* **Written problem**
Give only the number of lines where "index" occurs.

BEGIN Stored data

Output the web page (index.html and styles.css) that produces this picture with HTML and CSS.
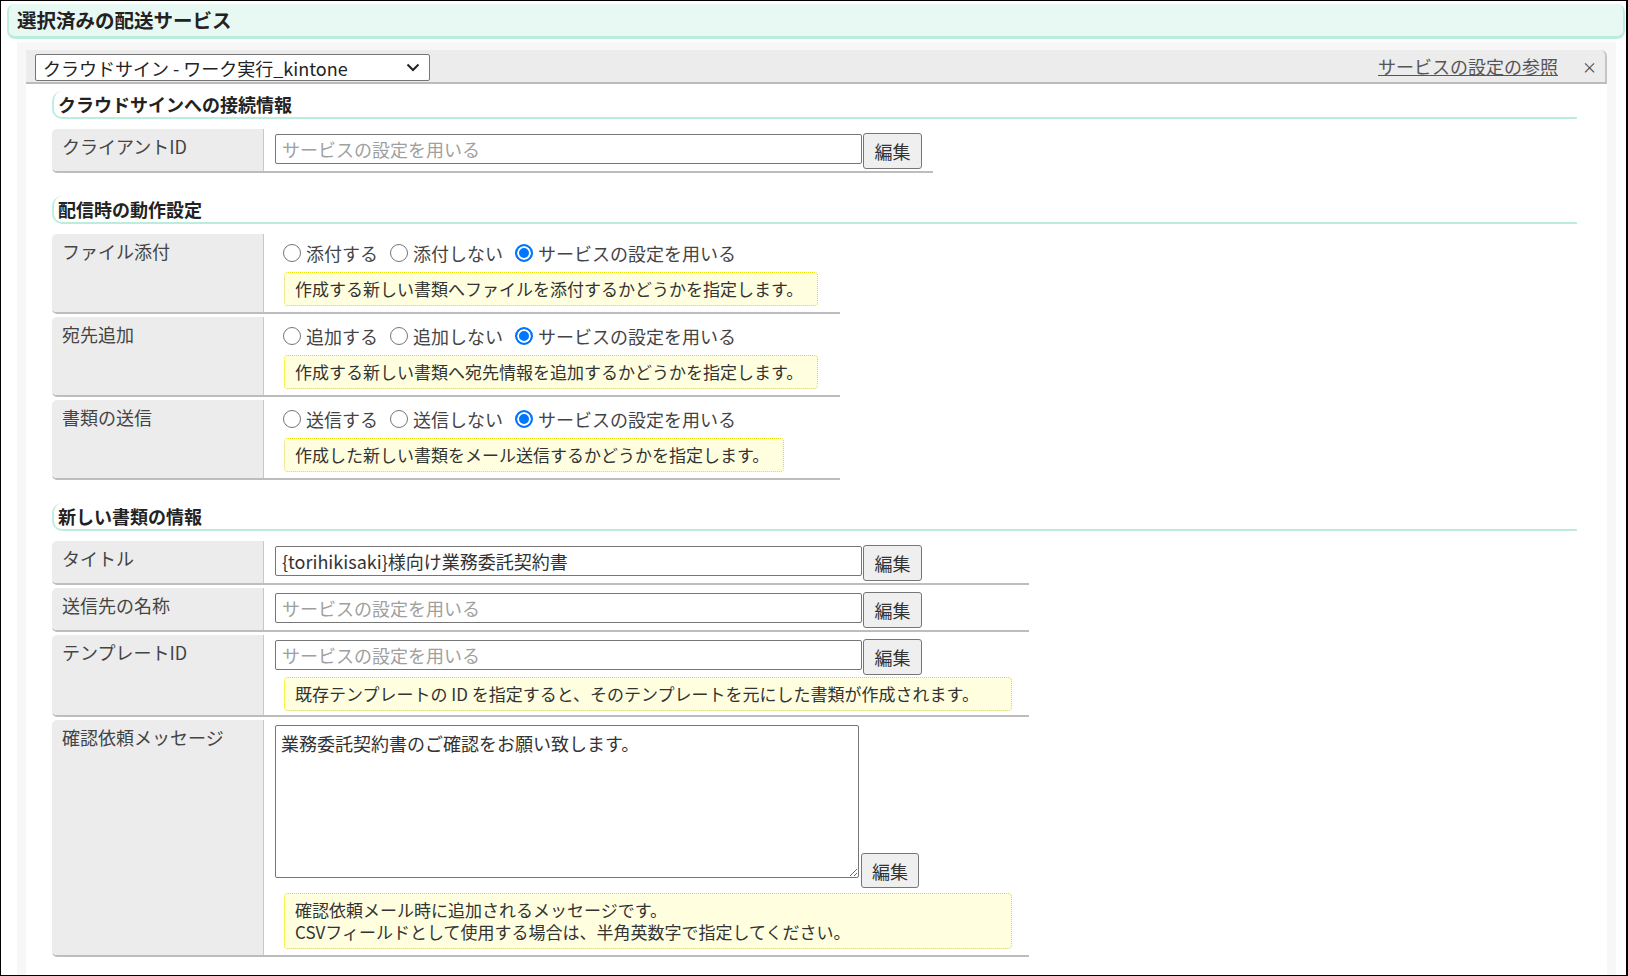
FILE: index.html
```html
<!DOCTYPE html>
<html lang="ja">
<head>
    <meta charset="UTF-8">
    <title>選択済みの配送サービス</title>
    <link rel="stylesheet" href="styles.css">
</head>
<body>
    <div class="frame">
        <div class="selected-head">選択済みの配送サービス</div>

        <div class="service-panel">
            <div class="service-bar">
                <span class="select-wrap">
                    <select class="service-select">
                        <option>クラウドサイン - ワーク実行_kintone</option>
                    </select>
                    <svg class="select-arrow" width="14" height="9" viewBox="0 0 14 9"><path d="M1.5 1.5 L7 7 L12.5 1.5" fill="none" stroke="#222" stroke-width="2"/></svg>
                </span>
                <div class="bar-links">
                    <a href="#" class="ref-link">サービスの設定の参照</a>
                    <span class="close">×</span>
                </div>
            </div>

            <div class="service-body">
                <!-- 接続情報 -->
                <h3 class="sec-title">クラウドサインへの接続情報</h3>
                <div class="fields fields-conn">
                    <div class="field">
                        <div class="field-label">クライアントID</div>
                        <div class="field-value">
                            <div class="input-line">
                                <input type="text" class="text-input" placeholder="サービスの設定を用いる">
                                <button type="button" class="edit-btn">編集</button>
                            </div>
                        </div>
                    </div>
                </div>

                <!-- 動作設定 -->
                <h3 class="sec-title">配信時の動作設定</h3>
                <div class="fields fields-action">
                    <div class="field">
                        <div class="field-label">ファイル添付</div>
                        <div class="field-value">
                            <div class="radio-line">
                                <label class="radio"><input type="radio" name="attach">添付する</label>
                                <label class="radio"><input type="radio" name="attach">添付しない</label>
                                <label class="radio"><input type="radio" name="attach" checked>サービスの設定を用いる</label>
                            </div>
                            <div class="note">作成する新しい書類へファイルを添付するかどうかを指定します。</div>
                        </div>
                    </div>
                    <div class="field">
                        <div class="field-label">宛先追加</div>
                        <div class="field-value">
                            <div class="radio-line">
                                <label class="radio"><input type="radio" name="dest">追加する</label>
                                <label class="radio"><input type="radio" name="dest">追加しない</label>
                                <label class="radio"><input type="radio" name="dest" checked>サービスの設定を用いる</label>
                            </div>
                            <div class="note">作成する新しい書類へ宛先情報を追加するかどうかを指定します。</div>
                        </div>
                    </div>
                    <div class="field">
                        <div class="field-label">書類の送信</div>
                        <div class="field-value">
                            <div class="radio-line">
                                <label class="radio"><input type="radio" name="send">送信する</label>
                                <label class="radio"><input type="radio" name="send">送信しない</label>
                                <label class="radio"><input type="radio" name="send" checked>サービスの設定を用いる</label>
                            </div>
                            <div class="note">作成した新しい書類をメール送信するかどうかを指定します。</div>
                        </div>
                    </div>
                </div>

                <!-- 書類の情報 -->
                <h3 class="sec-title">新しい書類の情報</h3>
                <div class="fields fields-doc">
                    <div class="field">
                        <div class="field-label">タイトル</div>
                        <div class="field-value">
                            <div class="input-line">
                                <input type="text" class="text-input" value="{torihikisaki}様向け業務委託契約書">
                                <button type="button" class="edit-btn">編集</button>
                            </div>
                        </div>
                    </div>
                    <div class="field">
                        <div class="field-label">送信先の名称</div>
                        <div class="field-value">
                            <div class="input-line">
                                <input type="text" class="text-input" placeholder="サービスの設定を用いる">
                                <button type="button" class="edit-btn">編集</button>
                            </div>
                        </div>
                    </div>
                    <div class="field">
                        <div class="field-label">テンプレートID</div>
                        <div class="field-value">
                            <div class="input-line">
                                <input type="text" class="text-input" placeholder="サービスの設定を用いる">
                                <button type="button" class="edit-btn">編集</button>
                            </div>
                            <div class="note note-wide note-tight">既存テンプレートの ID を指定すると、そのテンプレートを元にした書類が作成されます。</div>
                        </div>
                    </div>
                    <div class="field">
                        <div class="field-label">確認依頼メッセージ</div>
                        <div class="field-value">
                            <div class="area-line">
                                <textarea class="text-area">業務委託契約書のご確認をお願い致します。</textarea>
                                <button type="button" class="edit-btn">編集</button>
                            </div>
                            <div class="note note-wide note-area">確認依頼メール時に追加されるメッセージです。<br>CSVフィールドとして使用する場合は、半角英数字で指定してください。</div>
                        </div>
                    </div>
                </div>
            </div>
        </div>
    </div>
</body>
</html>
```

FILE: styles.css
```css
html, body {
    margin: 0;
    height: 100%;
}
body {
    font-family: "Noto Sans CJK JP", "Noto Sans", sans-serif;
    color: #333;
    background-color: #ffffff;
}
.frame {
    display: flex;
    flex-direction: column;
    height: 976px;
    box-sizing: border-box;
    border: 1px solid #000;
    border-right-width: 2px;
    overflow: hidden;
}

/* top heading */
.selected-head {
    margin: 3px 1px 0 6px;
    height: 32px;
    line-height: 32px;
    padding-left: 8px;
    font-size: 19.5px;
    font-weight: bold;
    color: #222;
    background-color: #e8f8f2;
    border-left: 2px solid #bfeedf;
    border-right: 2px solid #bfeedf;
    border-bottom: 3px solid #bcecdc;
    border-radius: 8px;
}

/* service panel */
.service-panel {
    flex: 1;
    display: flex;
    flex-direction: column;
    margin: 3px 10px 0 16px;
    padding: 8px 9px 0 9px;
    background-color: #f7f7f7;
}
.service-bar {
    display: flex;
    align-items: center;
    justify-content: space-between;
    height: 32px;
    padding: 0 8px 0 9px;
    background-color: #ececec;
    border-bottom: 2px solid #bbbbbb;
    border-right: 2px solid #c4c4c4;
    border-top-right-radius: 6px;
}
.select-wrap {
    position: relative;
    display: inline-block;
    margin-top: 2px;
}
.service-select {
    display: block;
    width: 395px;
    height: 27px;
    padding: 0 30px 0 7px;
    font-family: inherit;
    font-size: 18px;
    color: #222;
    background-color: #fff;
    border: 1px solid #767676;
    border-radius: 2px;
    appearance: none;
    -webkit-appearance: none;
}
.select-arrow {
    position: absolute;
    right: 10px;
    top: 9px;
    pointer-events: none;
}
.bar-links {
    display: flex;
    align-items: center;
    font-size: 18px;
    color: #555;
}
.ref-link {
    color: #555;
    text-decoration: underline;
}
.close {
    margin-left: 24px;
    font-size: 15px;
    color: #444;
}
.service-body {
    flex: 1;
    padding: 7px 30px 20px 26px;
    background-color: #ffffff;
}

/* section headings */
.sec-title {
    margin: 0 0 10px 0;
    height: 26px;
    line-height: 26px;
    padding-left: 4px;
    font-size: 18px;
    font-weight: bold;
    color: #222;
    border-left: 2px solid #bfeedf;
    border-bottom: 2px solid #bcecdc;
    border-radius: 10px 0 0 10px;
}

/* field rows */
.fields {
    display: flex;
    flex-direction: column;
    gap: 3px;
    margin-bottom: 23px;
}
.fields-conn {
    width: 881px;
}
.fields-action {
    width: 788px;
}
.fields-doc {
    width: 977px;
}
.field {
    display: grid;
    grid-template-columns: 212px 1fr;
    border-bottom: 2px solid #bdbdbd;
    border-radius: 5px 0 0 5px;
    overflow: hidden;
}
.field-label {
    padding: 4px 0 0 10px;
    font-size: 18px;
    line-height: 26px;
    color: #444;
    background-color: #ececec;
    border-right: 1px solid #c8c8c8;
}
.field-value {
    padding: 5px 9px 2px 11px;
}

.input-line {
    display: flex;
    align-items: flex-start;
}
.text-input {
    box-sizing: border-box;
    width: 587px;
    height: 30px;
    padding: 0 6px;
    font-family: inherit;
    font-size: 18px;
    color: #333;
    border: 1px solid #767676;
    border-radius: 2px;
}
.text-input::placeholder {
    color: #a0a0a0;
}
.edit-btn {
    box-sizing: border-box;
    width: 59px;
    height: 36px;
    margin: -1px 0 0 1px;
    padding: 0;
    font-family: inherit;
    font-size: 18px;
    color: #333;
    background-color: #efefef;
    border: 1px solid #767676;
    border-radius: 3px;
}

.radio-line {
    display: flex;
    align-items: center;
    height: 28px;
    margin-left: 8px;
    font-size: 18px;
    color: #444;
}
.radio {
    display: flex;
    align-items: center;
    margin-right: 12px;
}
.radio input {
    appearance: none;
    -webkit-appearance: none;
    box-sizing: border-box;
    width: 18px;
    height: 18px;
    margin: 0 5px 0 0;
    border: 1px solid #767676;
    border-radius: 50%;
    background-color: #fff;
}
.radio input:checked {
    border: 2px solid #0075ff;
    background-color: #0075ff;
    box-shadow: inset 0 0 0 2px #fff;
}

.note {
    display: inline-block;
    margin: 5px 0 4px 9px;
    padding: 5px 14px 5px 10px;
    font-size: 17px;
    line-height: 22px;
    color: #333;
    background-color: #ffffe0;
    border: 1px dotted #e2de00;
    border-radius: 4px;
}
.note-wide {
    display: block;
    margin-right: 8px;
}
.note-tight {
    margin-top: 2px;
    margin-bottom: 2px;
}
.note-area {
    margin-top: 5px;
}

.area-line {
    display: flex;
    align-items: flex-end;
}
.text-area {
    box-sizing: border-box;
    width: 584px;
    height: 153px;
    margin: 0 0 10px 0;
    padding: 4px 5px;
    font-family: inherit;
    font-size: 18px;
    line-height: 26px;
    color: #333;
    border: 1px solid #767676;
    border-radius: 2px;
}
.area-line .edit-btn {
    width: 58px;
    height: 35px;
    margin: 0 0 0 2px;
}
```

END Stored data

* **Result**
2